The other two needs are more below the surface. Groups are prone to fragmentation, and the forces that are holding them together – team maintenance – need to be stronger than the forces that are pushing them apart. The creation, promotion and retention of group/ organizational cohesiveness are essential, on the principle of ‘united we stand, divided we fall’.
The
individual needs are the physical ones (e.g. salary) and the more psychological ones of:
• Recognition.
• A sense of doing something worthwhile.
• Status.
• The deeper need to give and to receive from other people in a working situation.
Task, team and individual needs overlap, as in the diagram.
For example:
• Achieving the task builds the team and satisfies the individuals.
• If team maintenance fails (the team lacks cohesiveness), performance on the task is impaired and individual satisfaction is reduced.
• If individual needs are not met, the team will lack cohesiveness and performance of the task will be impaired.
When approaching business problems, issues or situations, do I always think: task, team and individual?
Idea 2: Leadership function – action-centred leadership
At whatever level of leadership you are, you must continually think about task, team and individual needs. To achieve the common task, maintain teamwork and satisfy individuals, certain functions have to be performed. A function is what leaders do as opposed to a quality, which is an aspect of what they are.
These functions (the
functional approach to leadership, also called
action-centred leadership) are:
• Defining the task: What are the purpose, aims and objectives? Why is this work worthwhile?
• Planning: A plan answers the question of how you are going to get from where you are now to where you want to be. There is nothing like a bad plan to break up a group or frustrate individuals.
• Briefing: The ability to communicate, to get across to people the task and the plan.
• Controlling: Making sure that all resources and energies are properly harnessed.
• Supporting: Setting and maintaining organizational and team values and standards.
• Motivating: Gaining the goodwill and wholehearted commitment of the team and each individual member.
• Evaluating: Establishing and applying the success criteria appropriate to the field.
• Setting an example: Leading from the front while exemplifying the qualities and behaviours expected in the team.
Leadership functions in relation to task, team and individual can be represented by the following diagram.
These leadership functions need to be completed with excellence. You achieve this by performing the functions with increasing skill and also by regularly reviewing and reflecting on your performance.
Before examining the skills of leadership, it is worth seeing which qualities of personality or character can be viewed as having functional value. These are traditionally called the qualities or characteristics of leadership. Again, they can be split into task, team and individual elements.
Idea 3: Leadership characteristics – task element
Before you can start to develop skills in leadership, you need to identify certain key qualities and typical outcomes that these qualities achieve when managing tasks.
The need | Quality | Functional value |
---|
Task | Initiative | Getting the group moving |
Perseverance | Preventing the group giving up |
Efficiency | Getting work done well, knowing costs (energy, time, money) |
Honesty | Establishing facts |
Self-confidence | Facing facts |
Industry | Reaping dividends through steady application |
Audacity | Not being restrained by rules or convention |
Humility | Facing up to mistakes and not blaming others |
How many of these qualities do I possess?

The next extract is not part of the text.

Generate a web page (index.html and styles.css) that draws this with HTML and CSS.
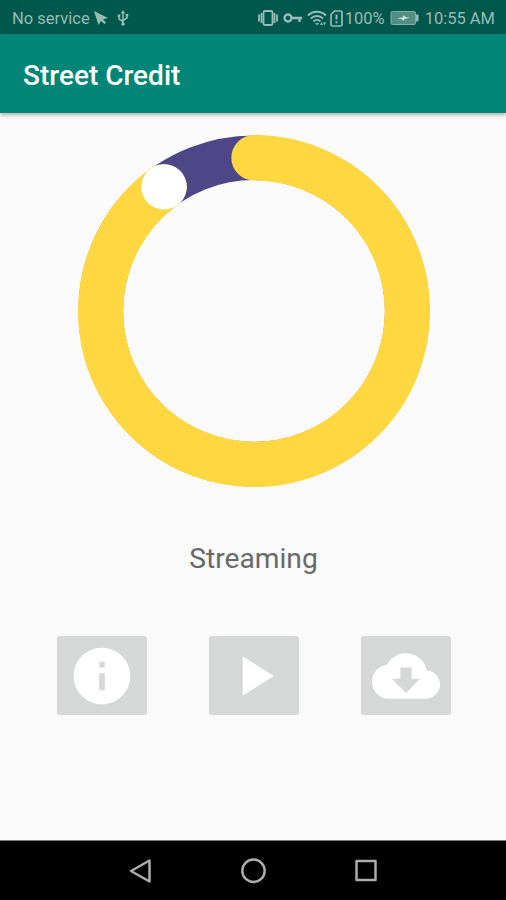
FILE: index.html
```html
<!DOCTYPE html>
<html lang="en">

  <head>

    <meta charset="utf-8">
    <meta name="viewport" content="width=device-width, initial-scale=1.0">

    <title>Street Credit</title>

    <link rel="stylesheet" href="styles.css">

  </head>
  <body>

    <div class="main">

      <div class="status">
        <div class="status-text">No service</div>
        <svg class="icon-pointer" width="16" height="16" viewBox="0 0 16 16"><path d="M1 1l14 7-5 1.5 3 3-1.500 1.500-3.500-3-2.500 4z"/></svg>
        <svg class="icon-usb" width="12" height="18" viewBox="0 0 12 18" fill="none" stroke-width="1.500">
          <path d="M6 3v11M2 7v3l4 2.500M10 6v3l-4 2.500"/>
          <path class="solid" d="M6 1l2.200 3.500H3.800zM.7 5.500h2.600v2.500H.7zM8.700 5h2.600v2.500H8.700z"/>
          <circle class="solid" cx="6" cy="15" r="1.800"/>
        </svg>
        <div class="status-spacer"></div>
        <svg class="icon-vibrate" width="20" height="18" viewBox="0 0 20 18" fill="none" stroke-width="1.800">
          <rect x="5.500" y="2" width="9" height="14" rx="1.500"/>
          <path d="M3.500 4v10M1 5.500v7M16.500 4v10M19 5.500v7"/>
        </svg>
        <svg class="icon-key" width="20" height="12" viewBox="0 0 20 12" fill="none" stroke-width="2.300">
          <circle cx="5" cy="6" r="3.500"/>
          <path d="M8.500 6H19M16.500 6v4"/>
        </svg>
        <svg class="icon-wifi" width="20" height="18" viewBox="0 0 20 18" fill="none" stroke-width="2">
          <path d="M1 6.500c5-5 13-5 18 0M3.800 9.600c3.500-3.500 8.900-3.500 12.400 0M6.500 12.500c2-2 5-2 7 0"/>
          <path class="solid" d="M8 14h4l-2 2.500zM13 16l1.500-3 1.500 3zM16 13.500h3l-1.500 3z"/>
        </svg>
        <svg class="icon-sim" width="13" height="17" viewBox="0 0 13 17" fill="none" stroke-width="1.700">
          <path d="M4.500 1h6q1.500 0 1.500 1.500v12q0 1.500-1.500 1.500h-8Q1 16 1 14.500V4.500z"/>
          <path d="M6.500 4.500v5M6.500 11.300v2" stroke-width="2"/>
        </svg>
        <div class="status-text">100%</div>
        <svg class="icon-battery" width="29" height="16" viewBox="0 0 29 16">
          <rect class="battery-level" x="1" y="1.500" width="24.500" height="13" rx="1.500"/>
          <path d="M26 4.500h1.500q1 0 1 1v5q0 1-1 1H26z"/>
          <path class="bolt" d="M7 8.300l6-1 .5-2.300 2.500 2.200 4 .5-5.500 1.300-1 2-2-2z"/>
        </svg>
        <div class="status-text">10:55 AM</div>
      </div>

      <div class="header">Street Credit</div>

      <div class="content">
        <svg class="progress" width="352" height="352" viewBox="0 0 352 352" fill="none">
          <circle class="progress-track" cx="176" cy="176" r="153.300"/>
          <path class="progress-bar" d="M176 22.700A153.300 153.300 0 1 1 86 51.900"/>
          <circle class="progress-thumb" cx="86" cy="51.900" r="22.700"/>
        </svg>

        <div class="label">Streaming</div>

        <div class="controls">
          <button class="control" aria-label="Info">
            <svg viewBox="0 0 24 24"><path d="M12 2C6.480 2 2 6.480 2 12s4.480 10 10 10 10-4.480 10-10S17.520 2 12 2zm1 15h-2v-6h2v6zm0-8h-2V7h2v2z"/></svg>
          </button>
          <button class="control" aria-label="Play">
            <svg viewBox="0 0 24 24"><path d="M8 5v14l11-7z"/></svg>
          </button>
          <button class="control" aria-label="Download">
            <svg viewBox="0 0 24 24"><path d="M19.350 10.040C18.670 6.590 15.640 4 12 4 9.110 4 6.600 5.640 5.350 8.040 2.340 8.360 0 10.910 0 14c0 3.310 2.690 6 6 6h13c2.760 0 5-2.240 5-5 0-2.640-2.050-4.780-4.650-4.960zM17 13l-5 5-5-5h3V9h4v4h3z"/></svg>
          </button>
        </div>
      </div>

      <div class="nav">
        <svg width="26" height="26" viewBox="0 0 26 26"><path d="M21.500 2.500v21L3 13z"/></svg>
        <svg width="26" height="26" viewBox="0 0 26 26"><circle cx="13.500" cy="12.700" r="11.200"/></svg>
        <svg width="26" height="26" viewBox="0 0 26 26"><rect x="3.500" y="3" width="19" height="19"/></svg>
      </div>

    </div>

  </body>
</html>
```
FILE: styles.css
```css
* {
  box-sizing: border-box;
  font-family: Roboto, sans-serif;
}

body {
  margin: 0px;
  padding: 0px;
  background-color: rgb(250, 250, 250);
}

.main {
  display: flex;
  flex-direction: column;
  height: 900px;
}

.status {
  display: flex;
  align-items: center;
  height: 34px;
  padding: 2px 11px 0px 12px;
  background-color: rgb(0, 87, 75);
  color: rgb(153, 188, 183);
}

.status svg {
  flex: none;
  fill: rgb(153, 188, 183);
}

.status svg[fill="none"] {
  fill: none;
  stroke: rgb(153, 188, 183);
}

.status .solid {
  fill: rgb(153, 188, 183);
  stroke: none;
}

.status-text {
  padding-top: 1px;
  font-size: 16.5px;
  line-height: 20px;
  white-space: nowrap;
}

.status-spacer {
  flex-grow: 1;
}

.icon-pointer {
  margin-left: 3px;
}

.icon-usb {
  margin-left: 8px;
}

.icon-key {
  margin-left: 5px;
}

.icon-wifi {
  margin-left: 4px;
}

.icon-sim {
  margin-left: 3px;
  margin-right: 2px;
}

.icon-battery {
  margin-left: 5px;
  margin-right: 6px;
}

.battery-level {
  fill: rgb(84, 141, 132);
  stroke: rgb(132, 174, 168);
}

.bolt {
  fill: rgb(205, 225, 221);
}

.header {
  height: 79px;
  padding-left: 23px;
  background-color: rgb(0, 133, 119);
  box-shadow: 0px 2px 4px rgba(0, 0, 0, 0.3);
  color: rgb(255, 255, 255);
  font-size: 28px;
  font-weight: 500;
  line-height: 83px;
}

.content {
  display: flex;
  flex-direction: column;
  flex-grow: 1;
  align-items: center;
  padding-top: 22px;
  padding-left: 1px;
}

.progress-track {
  stroke: rgb(77, 71, 136);
  stroke-width: 44.5px;
}

.progress-bar {
  stroke: rgb(255, 215, 64);
  stroke-width: 45.400px;
  stroke-linecap: round;
}

.progress-thumb {
  fill: rgb(255, 255, 255);
}

.label {
  margin-top: 52px;
  color: rgb(105, 105, 105);
  font-size: 28.2px;
  line-height: 40px;
}

.controls {
  display: flex;
  gap: 62px;
  margin-top: 57px;
}

.control {
  display: flex;
  width: 90px;
  height: 79px;
  padding: 0px;
  justify-content: center;
  align-items: center;
  border: none;
  border-radius: 3px;
  background-color: rgb(214, 215, 215);
}

.control svg {
  width: 68px;
  height: 68px;
  fill: rgb(255, 255, 255);
}

.nav {
  display: flex;
  height: 60px;
  justify-content: center;
  align-items: center;
  gap: 86.5px;
  border-top: 1px solid rgb(125, 125, 125);
  background-color: rgb(0, 0, 0);
}

.nav svg {
  fill: none;
  stroke: rgb(172, 172, 172);
  stroke-width: 2.500px;
  stroke-linejoin: round;
}
```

How can I develop those I don’t and improve those I do?
Idea 4: Leadership characteristics – team element
These are the key qualities needed to build and run a team successfully:
The need | Quality | Functional value |
---|
Team | Integrity | Integrating the team and creating trust |
Humour | Relieving tension and maintaining a sense of proportion |
Audacity | Inspiring through originality or verve |
Self-confidence | Fostering trust in others |
Justice | Building group discipline through fair dealing |
Honesty | Winning respect |
Humility | Not being selfish, arrogant or divisive, and sharing praise |
When was the last time I laughed with a colleague in the office? Do I take myself too seriously?

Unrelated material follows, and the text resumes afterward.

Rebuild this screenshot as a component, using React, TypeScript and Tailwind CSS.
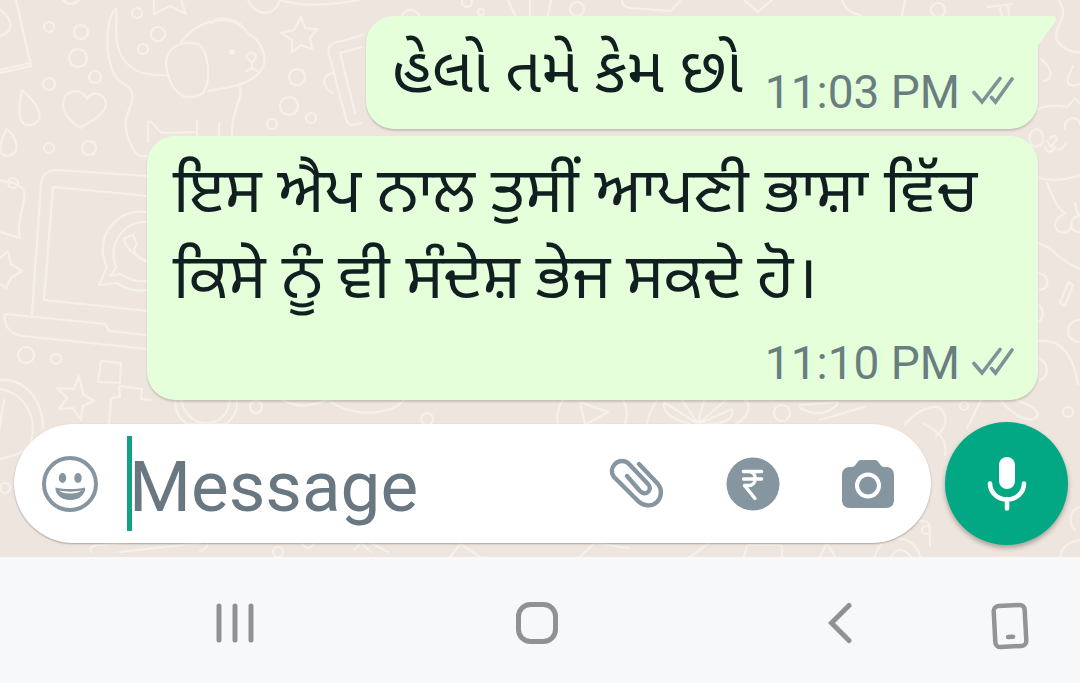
import { FC, ReactNode, useState } from "react";

interface MessageProps {
  text: string;
  time: string;
  lang: string;
  tail?: boolean;
  stacked?: boolean;
}

const Ticks = () => (
  <svg viewBox="0 0 42 32" className="h-8 w-[42px] shrink-0" fill="none" stroke="#7f9396" strokeWidth="3.6" strokeLinecap="round" aria-label="Delivered">
    <path d="M2 16.500 10 26 28 2.500M19.500 21.500 23.500 26 40 3" />
  </svg>
);

const Message: FC<MessageProps> = ({ text, time, lang, tail = false, stacked = false }) => (
  <div
    className={`relative flex rounded-[28px] bg-[#e5ffdb] pl-[26px] pr-6 shadow-[0_2px_2px_rgba(0,0,0,0.16)] ${
      stacked ? "w-[891px] max-w-full flex-col gap-4 pb-[10px] pt-3" : "gap-[22px] rounded-tr-none"
    }`}
  >
    <p lang={lang} className={`text-[63px] text-[#111f20] ${stacked ? "leading-[86px]" : "pb-[14px] pt-[10px] leading-[89px]"}`}>
      {text}
    </p>
    <div className={`flex items-center gap-3 self-end text-[46px] leading-[54px] text-[#6a7e80] ${stacked ? "" : "pb-[10px]"}`}>
      <span className="whitespace-nowrap">{time}</span>
      <Ticks />
    </div>
    {tail && (
      <svg viewBox="0 0 20 32" className="absolute left-full top-0 -ml-px h-8 w-5" fill="#e5ffdb" aria-hidden="true">
        <path d="M0 0h15c4 0 5 3 3 6L1 29v3H0Z" />
      </svg>
    )}
  </div>
);

const dots = [
  [49, 27, 5], [81, 32, 7], [78, 58, 9], [95, 77, 6], [49, 84, 6], [137, 13, 5], [158, 34, 7], [143, 49, 5],
  [297, 77, 8], [289, 106, 9], [311, 118, 5], [272, 124, 5], [49, 148, 5], [89, 148, 7], [13, 183, 5],
  [26, 355, 8], [56, 359, 5], [256, 407, 6], [427, 419, 6], [467, 2, 5], [481, 12, 3], [577, 9, 7],
  [938, 10, 7], [782, 413, 8], [964, 406, 4], [1068, 412, 5], [926, 530, 4], [278, 552, 5], [308, 542, 6], [5, 488, 5],
] as const;

const lines = [
  // books and droplets
  "M16 0 31 66 0 73M0 70 30 63M0 10c14 10 14 22 0 26",
  "M22 90c-8 36 4 37 12 34 13-7 1-23-12-34ZM7 129c-8 14-10 25 0 27 15-2 10-18 0-27Z",
  "M87 98c-9-12-23-7-24 6 1 14 10 18 17 24 9-6 25-13 26-24-1-11-14-14-19-5Z",
  // puppy
  "M116 9c-12 8-12 60 4 72 13 9 13 11 12 21-8 19-9 24-1 43 5 10 6 12 16 11M116 9c2 11-6 43 15 58 11 9 22 7 38 9",
  "M180 44c14-23 51-35 70-9 12 7 17 20 13 32-9 17-29 20-55 24M180 44c-16 7-16 19-11 34 7 20 20 23 34 15 10-16 4-42-4-49-9-1-13-2-19 0Z",
  "M211 23c10-10 30-2 34 7M247 55c5-5 11-1 8 4l-3 4-6-6m6 6v5l-6 3m6-3 5 3M240 87c3 14-8 19-8 48M148 121v21M148 121c9 2 7 10 15 12l34-1M197 121v15M219 123v12",
  "m301 17 4 11 12 1-7 9 2 11-11-4-9 7v-12l-11-7 13-3ZM154 0v14l16-8 16 8-5-14M63 0c5 6 12 4 16 0M248 0c9 18 27 16 32 0 25 8 60 4 80 0",
  "M363 35 334 43c-6 2-6 6-5 11l17 65c2 7 6 7 15 4M362 47l-22 6 15 60M332 73c-12 4-9 15 1 20",
  // laptop
  "M148 176 57 170q-14 0-16 14l-9 130M148 196 53 187 44 300l104 11M5 314c-2 13 7 21 18 22l125 13M5 314l100 10 4 7 39 4",
  "M148 212c-34-5-55 29-41 55l-8 18 18-2c10 7 19 9 31 7M148 222c-24-2-41 22-32 45l-6 9 10-2q14 9 28 7M148 261c-18-5-27-22-23-23l8-3 4 9-3 5c1 7 8 12 14 13",
  "M0 180c12 4 27 2 24 20-4 20-7 27-4 38L0 232M0 258l8-7 3 13 11 7-11 7-5 10-6-4",
  "m79 376-5 13-17-1 10 10-8 11 14-1 8 12 2-14 11-5-11-7ZM101 361l20 2-1 20-22-1ZM119 386l23 3-1 10 10 1M119 386l1 11-9 1-2 26M0 380c25-2 43 20 43 48M0 389c24 4 36 26 32 48-2 13-12 18-32 22M4 400l-5 32",
  "M175 400c0 13 6 20 12 24h40c8-9 12-18 9-24M181 400c6 31 46 31 49 0M283 400c18 11 40 2 45-1 19 18 62 18 76 1",
  // strip above the composer
  "M558 424c-2-9 0-17 5-24M625 424c3-9 2-17-2-24M580 402l5 23 23-13ZM647 424c1-9 6-18 10-24M698 424l-16-24M698 424l-34-22q-3 14 26 22M698 424l6-24M698 424l28-24M698 424l34-15q4 15-28 15M736 424c13-7 16-20 9-24",
  "M800 408q22 12 38-4M800 405l38-3M820 420l44-13M905 424c14-16 34-22 38-12 7 11-1 19-7 24M924 424c20 10 23 20 21 31M1000 400c16 19 34 24 38 15-1-8-15-12-21-15M981 400l-14 28",
  // right-hand side
  "M1059 0c12 20-7 25-2 40 5 9 16 13 23 12M1041 59c11 10 13 19 3 22M1073 66c-9 18-6 22 7 18M1035 111c7-6 23-6 32-4l8-9 5 6M1036 177c14 5 30 3 44-2M1047 183c6 15 10 25 18 30M1075 203q1 8 5 13",
  "M1030 142c-3-15 13-17 13-4 0 10-12 11-13 4ZM1065 129c-2-13 15-15 16-2M1050 138c6-5 9 1 4 5l-3 4-4-6M1045 147c2 7 9 5 9 0 3 4 9 3 12-4",
  "M1066 213c-12 5-14 15-6 19 10 3 10-4 12-8M1080 215c-13 3-11 18 0 17M1038 243c21 7 18 17 42 26M1068 282l5 3-8 21-5-3ZM1038 273c11 0 13 15 2 17M1038 305c7 4 6 14 0 17M1038 341c23-3 35 14 40 43M1040 359c9 4 9 19 0 21M1080 320c-16 0-16 22 0 22",
  // top edge
  "M508 0l7 15M530 0v15M551 0l-3 15M622 0c0 6 3 7 9 8l40 3 9-10M402 15q9-10 17 0M744 0l14 12 14-12M842 0q4 13 18 15M902 15l3-15M988 7l24-3M1000 8l2 8M1008 5l1 11",
  // bottom strip
  "M91 552c-2-6 2-7 12-7l55-6h42c10 1 9 9 0 12M120 552l80-9M354 550l7-7 10 9M371 543l17 9M450 557l10-13 20 13M580 557l14-14 35 5M690 557l19-14M744 557l3-12h35v12M820 557l7-14 8 14M875 557c4-25 40-25 45 0M891 557q9-14 20 0M930 546V528q0-7-8-7h-7M1060 557q3-15 20-17M1075 530c-7-7-6-20 5-23",
];

const Wallpaper = () => (
  <svg viewBox="0 0 1080 557" preserveAspectRatio="xMaxYMax slice" className="absolute inset-0 h-full w-full" fill="none" stroke="#f6f0ea" strokeWidth="2.2" strokeLinejoin="round" strokeLinecap="round" aria-hidden="true">
    {lines.map((d) => (
      <path key={d} d={d} />
    ))}
    {dots.map(([cx, cy, r]) => (
      <circle key={`${cx}-${cy}`} cx={cx} cy={cy} r={r} />
    ))}
    <circle cx="232" cy="52" r="2" fill="#f6f0ea" />
  </svg>
);

const SmileIcon = () => (
  <svg viewBox="0 0 56 56" className="size-14" fill="none" aria-hidden="true">
    <circle cx="28" cy="28" r="26" stroke="#8696a0" strokeWidth="4" />
    <ellipse cx="20.500" cy="22" rx="3.700" ry="5" fill="#8696a0" />
    <ellipse cx="36" cy="22" rx="3.700" ry="5" fill="#8696a0" />
    <path d="M13.500 31.500c9 2 20 2 29.500 0 1 6-5 12.500-14.700 12.500S12.700 37.500 13.500 31.500Z" fill="#8696a0" />
    <path d="M17 34.500c7 1.500 16 1.500 22.500 0-2 2-6 3-11.200 3S19 36.500 17 34.500Z" fill="#fff" />
  </svg>
);

const ClipIcon = () => (
  <svg viewBox="1 1 56 52" className="h-[52px] w-14" fill="none" stroke="#8696a0" strokeWidth="4.400" strokeLinecap="round" strokeLinejoin="round" aria-hidden="true">
    <path d="m31 7 19 20c4 5 4 13-1 18s-13 4-18 0L6 20c-3-4-3-9 1-13s10-4 14 0l19 20c3 3 2 6 0 8s-5 2-8-1L19 19" />
  </svg>
);

const RupeeIcon = () => (
  <svg viewBox="0 0 54 54" className="size-[54px]" aria-hidden="true">
    <circle cx="27" cy="27" r="26.500" fill="#8696a0" />
    <path d="M17.500 14.500h18M17.500 22h18M17.500 14.500h5c9 0 9 14 0 14h-4l10.500 13" fill="none" stroke="#fff" strokeWidth="3.500" strokeLinecap="round" strokeLinejoin="round" />
  </svg>
);

const CameraIcon = () => (
  <svg viewBox="0 0 54 50" className="h-[50px] w-[54px]" aria-hidden="true">
    <path d="M9 8h2c4 0 5-7 9-7h14c4 0 5 7 9 7h2c5 0 8 3 8 8v25c0 5-3 8-8 8H9c-5 0-8-3-8-8V16c0-5 3-8 8-8Z" fill="#8696a0" />
    <circle cx="27" cy="26.500" r="11" fill="none" stroke="#fff" strokeWidth="4" />
  </svg>
);

const MicIcon = () => (
  <svg viewBox="0 0 40 54" className="h-[54px] w-10" fill="none" stroke="#fff" aria-hidden="true">
    <rect x="12" y="0" width="16" height="32" rx="8" fill="#fff" stroke="none" />
    <path d="M3 26.500a17 16 0 0 0 34 0M20 42v9.500" strokeWidth="4.600" strokeLinecap="round" />
  </svg>
);

const IconButton: FC<{ label: string; children: ReactNode }> = ({ label, children }) => (
  <button type="button" aria-label={label} className="flex shrink-0 items-center justify-center">
    {children}
  </button>
);

const App: FC = () => {
  const [draft, setDraft] = useState("");

  return (
    <div className="flex min-h-screen flex-col bg-[#f7f8fa] font-[Roboto,'Noto_Sans_Gujarati','Noto_Sans_Gurmukhi','Noto_Sans',sans-serif]">
      <main className="relative bg-[#eee6de] pb-3 pt-4">
        <Wallpaper />

        <section className="relative flex flex-col items-end gap-[7px] pl-4 pr-[42px]">
          <Message lang="gu" text="હેલો તમે કેમ છો" time="11:03 PM" tail />
          <Message lang="pa" text="ਇਸ ਐਪ ਨਾਲ ਤੁਸੀਂ ਆਪਣੀ ਭਾਸ਼ਾ ਵਿੱਚ ਕਿਸੇ ਨੂੰ ਵੀ ਸੰਦੇਸ਼ ਭੇਜ ਸਕਦੇ ਹੋ।" time="11:10 PM" stacked />
        </section>

        <form className="relative mt-[22px] flex items-center gap-[14px] pl-[14px] pr-3" onSubmit={(e) => e.preventDefault()}>
          <div className="flex h-[119px] min-w-0 flex-1 items-center rounded-full bg-white pl-7 pr-9 shadow-[0_1px_2px_rgba(0,0,0,0.3)]">
            <IconButton label="Emoji">
              <SmileIcon />
            </IconButton>
            {/* caret */}
            <span className="-mr-[3px] ml-[29px] h-[95px] w-[5px] shrink-0 bg-[#12a184]" />
            <input
              type="text"
              aria-label="Message"
              placeholder="Message"
              value={draft}
              onChange={(e) => setDraft(e.target.value)}
              className="h-24 min-w-0 flex-1 pt-2 text-[71px] text-[#111f20] outline-none placeholder:text-[#687780]"
            />
            <div className="flex shrink-0 items-center gap-[61px]">
              <IconButton label="Attach">
                <ClipIcon />
              </IconButton>
              <IconButton label="Payment">
                <RupeeIcon />
              </IconButton>
              <IconButton label="Camera">
                <CameraIcon />
              </IconButton>
            </div>
          </div>
          <button type="button" aria-label="Record voice message" className="flex size-[123px] shrink-0 items-center justify-center rounded-full bg-[#02a884] shadow-[0_3px_5px_rgba(0,0,0,0.3)]">
            <MicIcon />
          </button>
        </form>
      </main>

      <nav className="flex items-start pb-8 pl-[84px] pr-[51px] pt-[45px]" aria-label="System navigation">
        <button type="button" aria-label="Recent apps" className="flex flex-1 justify-center">
          <svg viewBox="0 0 40 42" className="h-[42px] w-10" stroke="#909192" strokeWidth="5" strokeLinecap="round">
            <path d="M4 4v34M20 4v34M36 4v34" />
          </svg>
        </button>
        <button type="button" aria-label="Home" className="flex flex-1 justify-center">
          <svg viewBox="0 0 42 42" className="size-[42px]" fill="none" stroke="#909192" strokeWidth="5">
            <rect x="2.500" y="2.500" width="37" height="37" rx="12" />
          </svg>
        </button>
        <button type="button" aria-label="Back" className="flex flex-1 justify-center">
          <svg viewBox="0 0 24 42" className="h-[42px] w-6" fill="none" stroke="#909192" strokeWidth="5" strokeLinecap="round">
            <path d="M21 3.500 3.500 21 21 38.500" />
          </svg>
        </button>
        <button type="button" aria-label="Keyboard" className="flex shrink-0 justify-center">
          <svg viewBox="0 0 38 48" className="h-12 w-[38px]" fill="none" stroke="#939595" strokeWidth="4.500" strokeLinecap="round">
            <g transform="rotate(-3 19 24)">
              <rect x="3.500" y="3.500" width="31" height="41" rx="5" />
              <path d="M16.500 35h5" />
            </g>
          </svg>
        </button>
      </nav>
    </div>
  );
};

export default App;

‘United we stand, divided we fall.’
Idea 5: Leadership characteristics – individual element
Dealing successfully with individuals is very different from dealing with your team as a group, although justice is common to both. Somehow you’ve got to balance the qualities of self-confidence and audacity with those of compassion and humility if you’re to do the job really well.
The need | Quality | Functional value |
---|
Individual | Tact | Being sensitive in dealing with people |
Compassion | Showing sympathetic awareness and help |
Consistency | Enabling people to know where they stand |
Humility | Recognizing qualities/abilities and giving credit |
Honesty | Winning individual respect |
Justice | Encouraging individuals through fair dealing |
Whilst the whole may be greater than the sum of the parts, the whole is made up of parts – each individual contribution counts.
Follow-up test
The three circles model
• Have you been able to give specific examples from your own experience on how the three circles or areas of need – task, team and individual – interact with each other?
• Can you identify your natural bias:
• You tend to put the task first, and are low on team and individual.
• For you the team seems more important: you value happy relationships more than productivity or individual job satisfaction.
• Individuals are supremely important to you: you always put the individual before the task or the team, for that matter. You tend to over-identify with the individual.
• You can honestly say that you maintain a balance, and have feedback from superiors, colleagues and subordinates to prove it.
Leadership functions
1. What function of the eight do you perform at present with the most skill?
2. Have others commented favourably on your actions as a leader in that respect?
3. What function do you most tend to neglect?
Leadership qualities
Of the sixteen different characteristics listed in Ideas 3, 4 and 5, identify your personal top five and your bottom five.
Check your list with a friend who knows you well.
‘Leadership is action, not position.’
PART TWO
Performing as a Leader
The greatest ideas for performing as a leader are grouped under the key areas of setting and achieving objectives, developing leadership skills and the essential qualities of leadership.
Once you have a clear idea of the generic role and responsibilities of a leader, you need to build up your knowledge of your own strengths and weaknesses (or areas for improvement) in relation to that role.
When you identify your personal goals there should always be, I suggest, at least one that relates to learning and self-development. In the speech that President John F Kennedy was on his way to deliver in Dallas when he was shot dead on that fateful day, he was going to say: ‘Leadership and learning are indispensable to each other.’ Let his words live today.